Solo Capitalists - Generalist Capital’s Mario Gabriele: “As the old Jim Barker chestnut goes, there are only two ways to make money: bundling and unbundling. Which is to say that where venture capital began, perhaps it is returning. An industry founded by solo virtuosos like Arthur Rock developed into a team sport as it matured. Firms grew and established themselves, thriving thanks to their unique expertise, better information, and rich set of offerings. The new cadre of solo investors challenges this norm. Rather than indexing on research and portfolio services, these rogues win through speed, empathy, and by treating the venture asset class like any other – capable of being refined and disrupted. It represents a great unbundling, one that seems to have only just begun.”

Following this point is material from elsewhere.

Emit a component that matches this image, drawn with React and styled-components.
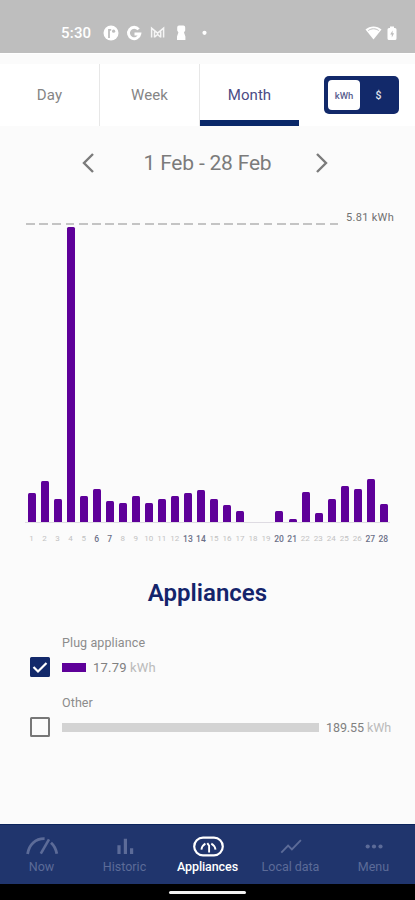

The Unbundling of Venture Capital - Contrary’s Kyle Harrison: “Over the last 10 years there has been a shift in most ambitious venture funds. Funds recognized that the world was getting larger and the types of companies and founders was growing ever more diverse. And a monolithic brand wasn't going to have enough influence to be everything to everyone. So they started to modularize. Open up fiefdoms… In just the last few years you've seen an increased number of renegades emerging in venture. These renegades are people who know the value of their own brand and reputation. They recognize the fundamental disruption going on in venture and are leaning into the opportunity it creates.”
* The HR, operational and legal back-end of a fund is important, but as it is often outsourced or handled by a dedicated ops team who interface with an LP’s ops team, there is little chance that this weighs heavily into any LP or founder’s perception of a fund. It is something that cannot be a pain, but is also not a selling point.